JOHOR received the highest amount of investments compared with other states in Malaysia last year, surpassing Penang and Sarawak.
The state grossed RM21.1 billion in foreign and domestic investments last year, surpassing the RM14.4 billion worth of investments it received the previous year. The trend continued when Johor attracted RM27 billion worth of investments in the first six months of this year.
Menteri Besar Datuk Seri Mohamed Khaled Nordin mentioned these impressive numbers at the launch of a South Korean and Japanese joint-venture factory, Lotte Ube Synthetic Rubber Sdn Bhd, in Tanjung Langsat last month. Khaled said the numbers could only bring better things for the southern state.
“This indicates that Johor is no longer the sleeping giant it used to be. This state will soon become the leading investment hub in the region,” said Khaled.
Strong interest in Iskandar Malaysia in south Johor is a factor in attracting investors into the state. Even though industrial zones exist in Batu Pahat, Muar, Kluang and Segamat, Iskandar Malaysia — comprising Johor Baru, Pasir Gudang, Nusajaya, Senai-Skudai and part of Gelang Patah — is the major pull for investors and the people to seek opportunities in the state.
For the past three decades, Johor Baru has attracted people and investors, and being close to Singapore gives it a strategic economic advantage.
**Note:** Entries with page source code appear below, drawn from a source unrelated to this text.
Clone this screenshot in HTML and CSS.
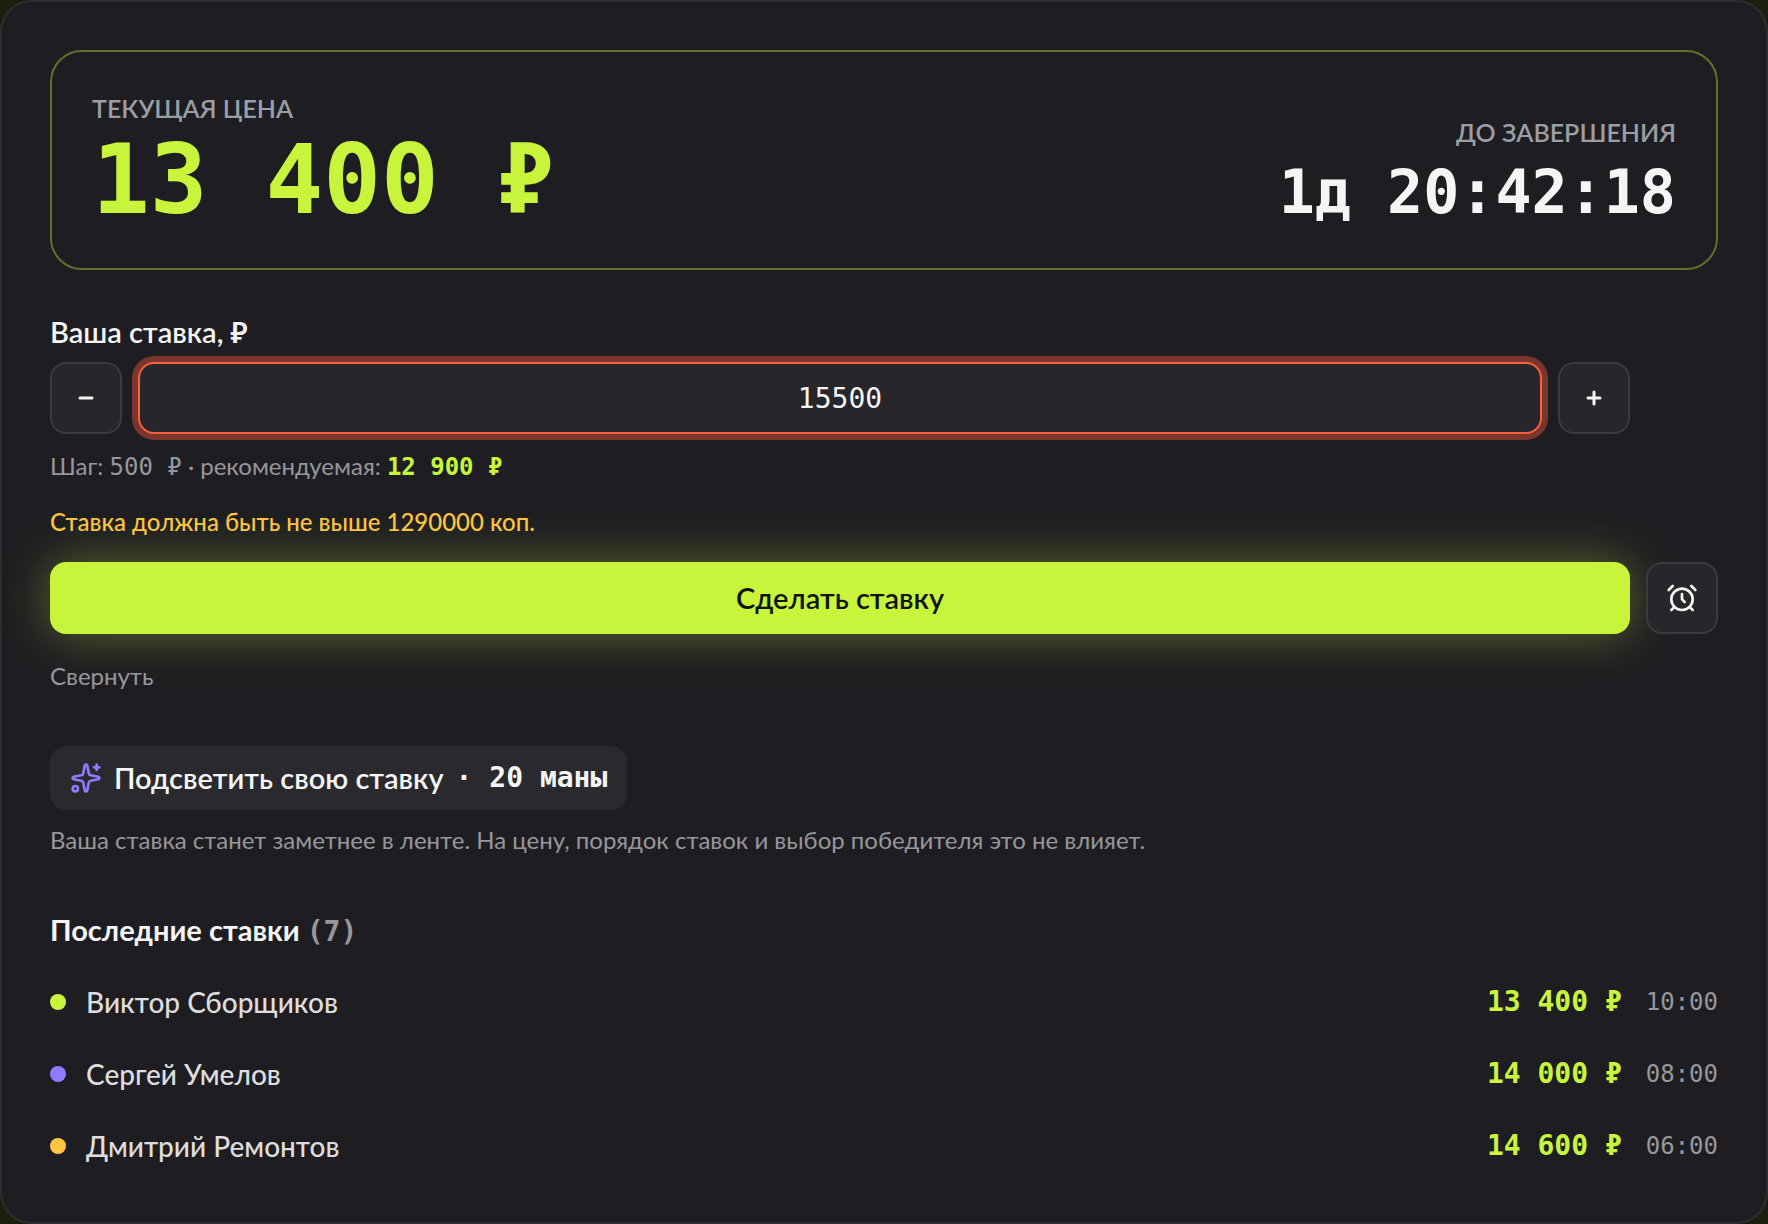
FILE: index.html
```html
<!DOCTYPE html>
<html lang="ru">
<head>
    <meta charset="UTF-8">
    <meta name="viewport" content="width=device-width, initial-scale=1.0">
    <title>Сделать ставку</title>
    <link rel="stylesheet" href="styles.css">
</head>
<body>
    <main class="bid-card">
        <section class="summary">
            <div class="summary-price">
                <div class="caption">ТЕКУЩАЯ ЦЕНА</div>
                <div class="price">13 400 ₽</div>
            </div>
            <div class="summary-timer">
                <div class="caption">ДО ЗАВЕРШЕНИЯ</div>
                <div class="timer">1д 20:42:18</div>
            </div>
        </section>

        <form class="bid-form">
            <div class="bid-field">
                <label for="bid">Ваша ставка, ₽</label>
                <div class="stepper">
                    <button type="button" class="icon-button" aria-label="Уменьшить">
                        <svg viewBox="0 0 32 32"><path d="M10 16h12"/></svg>
                    </button>
                    <input type="text" id="bid" name="bid" value="15500" inputmode="numeric">
                    <button type="button" class="icon-button" aria-label="Увеличить">
                        <svg viewBox="0 0 32 32"><path d="M10 16h12M16 10v12"/></svg>
                    </button>
                </div>
                <p class="hint">Шаг: <span class="mono">500 ₽</span> · рекомендуемая: <span class="mono recommended">12 900 ₽</span></p>
                <p class="error">Ставка должна быть не выше 1290000 коп.</p>
            </div>
            <div class="actions">
                <button type="submit" class="submit-button">Сделать ставку</button>
                <button type="button" class="icon-button" aria-label="Напомнить">
                    <svg viewBox="0 0 24 24">
                        <circle cx="12" cy="13" r="8"/>
                        <path d="M12 9v4l2 2M5 3 2 6M22 6l-3-3M6.38 18.7 4 21M17.64 18.67 20 21"/>
                    </svg>
                </button>
            </div>
            <button type="button" class="collapse-button">Свернуть</button>
        </form>

        <section class="highlight">
            <button type="button" class="highlight-button">
                <svg viewBox="0 0 24 24">
                    <path d="M11.017 2.814a1 1 0 0 1 1.966 0l1.051 5.558a2 2 0 0 0 1.594 1.594l5.558 1.051a1 1 0 0 1 0 1.966l-5.558 1.051a2 2 0 0 0-1.594 1.594l-1.051 5.558a1 1 0 0 1-1.966 0l-1.051-5.558a2 2 0 0 0-1.594-1.594l-5.558-1.051a1 1 0 0 1 0-1.966l5.558-1.051a2 2 0 0 0 1.594-1.594z"/>
                    <path d="M20 2v4M22 4h-4"/>
                    <circle cx="4" cy="20" r="2"/>
                </svg>
                <span>Подсветить свою ставку</span>
                <span class="mono mana">· 20 маны</span>
            </button>
            <p class="hint">Ваша ставка станет заметнее в ленте. На цену, порядок ставок и выбор победителя это не влияет.</p>
        </section>

        <section class="history">
            <h2>Последние ставки <span class="mono count">(7)</span></h2>
            <ul class="bids">
                <li>
                    <span class="dot dot-lime"></span>
                    <span class="bidder">Виктор Сборщиков</span>
                    <span class="bid-price">13 400 ₽</span>
                    <time>10:00</time>
                </li>
                <li>
                    <span class="dot dot-violet"></span>
                    <span class="bidder">Сергей Умелов</span>
                    <span class="bid-price">14 000 ₽</span>
                    <time>08:00</time>
                </li>
                <li>
                    <span class="dot dot-amber"></span>
                    <span class="bidder">Дмитрий Ремонтов</span>
                    <span class="bid-price">14 600 ₽</span>
                    <time>06:00</time>
                </li>
            </ul>
        </section>
    </main>
</body>
</html>
```
FILE: styles.css
```css
* {
    box-sizing: border-box;
}

body {
    margin: 0;
    background-color: #1b200c;
    color: #f5f5f6;
    font-family: Lato, "Noto Sans", sans-serif;
    font-size: 28px;
    line-height: 36px;
}

p, h2, ul {
    margin: 0;
    padding: 0;
}

button, input {
    font: inherit;
    color: inherit;
}

button {
    padding: 0;
    border: none;
    cursor: pointer;
}

svg {
    display: block;
    flex: none;
    width: 32px;
    height: 32px;
    fill: none;
    stroke: currentColor;
    stroke-width: 2;
    stroke-linecap: round;
    stroke-linejoin: round;
}

.mono, .price, .timer, .bid-price, time, .stepper input {
    font-family: "DejaVu Sans Mono", monospace;
}

/* keeps inline numbers from stretching the line */
.mono {
    line-height: 1;
}

.bid-card {
    padding: 48px;
    background-color: #1e1e22;
    border: 2px solid #2e2e33;
    border-radius: 32px;
}

/* Current price and countdown */
.summary {
    display: flex;
    justify-content: space-between;
    align-items: flex-end;
    padding: 40px;
    border: 2px solid #646f2c;
    border-radius: 32px;
}

.caption {
    margin-bottom: 8px;
    color: #9b9ea4;
    font-size: 25px;
    font-weight: 600;
    line-height: 32px;
}

.price {
    color: #c8f53c;
    font-size: 96px;
    font-weight: 700;
    line-height: 96px;
}

.summary-timer {
    text-align: right;
}

.timer {
    font-size: 60px;
    font-weight: 700;
    line-height: 72px;
}

/* Bid form */
.bid-form {
    margin-top: 44px;
}

.bid-field {
    margin-right: 88px;
}

.bid-field label {
    display: block;
    margin-bottom: 12px;
    font-size: 29px;
    font-weight: 600;
}

.stepper, .actions {
    display: flex;
    gap: 16px;
}

.icon-button {
    display: flex;
    flex: none;
    justify-content: center;
    align-items: center;
    width: 72px;
    height: 72px;
    background-color: #26262b;
    border: 2px solid #3a3a3f;
    border-radius: 16px;
}

.stepper .icon-button svg {
    stroke-width: 3;
}

.stepper input {
    flex: 1;
    min-width: 0;
    height: 72px;
    background-color: #26262b;
    border: 2px solid #f9603f;
    border-radius: 16px;
    outline: none;
    box-shadow: 0 0 0 6px #7a352c;
    text-align: center;
}

.hint, .error, .collapse-button {
    color: #97979c;
    font-size: 24px;
    line-height: 32px;
}

.bid-field .hint {
    margin-top: 16px;
}

.recommended {
    color: #c8f53c;
    font-weight: 700;
}

.error {
    margin: 24px 0;
    color: #ffc440;
    font-weight: 500;
}

.submit-button {
    flex: 1;
    height: 72px;
    background-color: #c8f53c;
    border-radius: 16px;
    box-shadow: 0 0 48px rgba(200, 245, 60, 0.35);
    color: #0f1404;
    font-size: 29px;
    font-weight: 600;
}

.collapse-button {
    display: block;
    margin-top: 26px;
    background: none;
}

/* Paid highlight */
.highlight {
    margin-top: 54px;
}

.highlight-button {
    display: flex;
    align-items: center;
    gap: 12px;
    height: 64px;
    padding: 0 20px;
    background-color: #2a2a2e;
    border-radius: 16px;
    font-size: 29px;
    font-weight: 600;
}

.mana {
    font-size: 28px;
}

.highlight-button svg {
    color: #8f7bff;
}

.highlight .hint {
    margin-top: 14px;
}

/* Latest bids */
.history {
    margin-top: 54px;
}

.history h2 {
    font-size: 29px;
    font-weight: 700;
    line-height: 40px;
}

.count {
    color: #97979c;
    font-size: 28px;
}

.bids {
    display: flex;
    flex-direction: column;
    gap: 16px;
    margin-top: 24px;
    list-style: none;
}

.bids li {
    display: flex;
    align-items: center;
    height: 56px;
}

.dot {
    width: 16px;
    height: 16px;
    margin-right: 20px;
    border-radius: 50%;
}

.dot-lime {
    background-color: #c8f53c;
}

.dot-violet {
    background-color: #8f7bff;
}

.dot-amber {
    background-color: #ffc440;
}

.bidder {
    flex: 1;
    color: #dededf;
    font-weight: 500;
}

.bid-price {
    color: #c8f53c;
    font-weight: 700;
}

.bids time {
    margin-left: 24px;
    color: #97979c;
    font-size: 24px;
}
```
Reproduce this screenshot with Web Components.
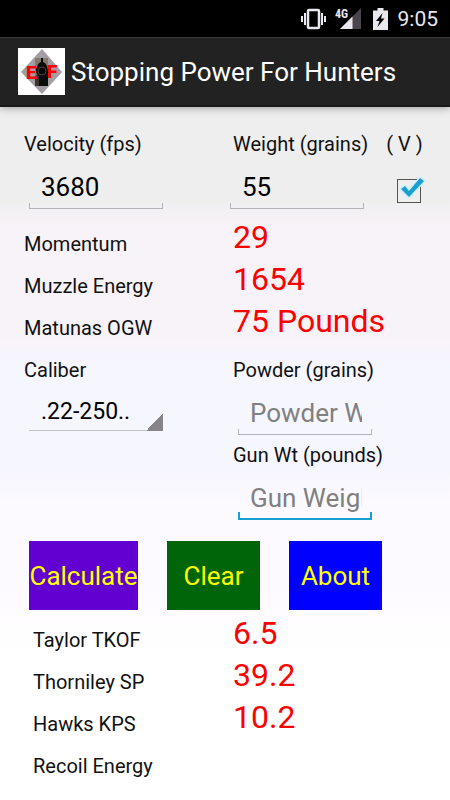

The working-class can earn high pay cheques across the Causeway while living comfortably and spending their hard-earned money in Johor.
Khaled’s analogy of a sleeping giant probably has something to do with how a typical Johorean feels about his home state.
His statement is both an observation and a critique of the current state of Johor’s economy.
Looking back at history, growth was slow for many decades before Iskandar Malaysia came into the picture. Johor Baru (or Iskandar Puteri, as it was previously called) was a fishing village founded by Temenggong Daeng Ibrahim.
It was declared the state administrative centre by his son, Sultan Abu Bakar, in 1841 to replace the previous administrative centre in Teluk Belanga, Singapore.
Growth had been moderate between World War 1 and World War 2, but things picked up when industries sprouted in the outskirts of Johor Baru from the 1970s to 1990s.
This led to the expansion of new areas, such as Tebrau, Tampoi and Senai, which eventually became the location of an airport in 1974.
From the late 1980s to early 1990s, life was good in Johor Baru as the influx of people meant there were more social activities.
As a child growing up in Johor Baru, Kompleks Tun Abdul Razak (Komtar), Holiday Plaza and Plaza Pelangi were the places to go for food, shopping and entertainment.
The state capital was a border town with a sprinkling of industrial areas, and many could see its potential to rival the Klang Valley, Penang and Ipoh.
By the time Johor Baru was declared a city in 1994, its development had expanded northwards to Skudai and Kulai, and eastwards to the heavy industrial centre and port town of Pasir Gudang.
Fourteen years after achieving city status, the new township of Nusajaya was opened. The first “occupants” of Nusajaya were the Johor civil service, which moved its offices there after the state administrative centre was relocated from Bukit Timbalan in downtown Johor Baru.
The township did not look like much at first. Many civil servants working there complained of a lack of food outlets as it was a new area.
Today, Nusajaya has become more liveable, with the coastal highway, Puteri Harbour, Mall of Medini and Mydin. EduCity, the new central business district of Medini, Pinewood Iskandar Malaysia Studios and Sunway Iskandar are among the newer projects there.
The birth of Nusajaya and the influx of professionals and technical workers, including Johoreans willing to start careers in their home state instead of Kuala Lumpur or Singapore, has added to the appeal of Johor Baru.
It also contributed to a rise in population. It is estimated that the number of people in Iskandar Malaysia had surged to 1.35 million, or 43 per cent of the state’s population of 3.17 million, in 2008. Today, there are indications that the number of people in the growth corridor has grown to 1.8 million people.
It may be getting crowded in southern Johor but it’s nothing an awoken giant can’t handle.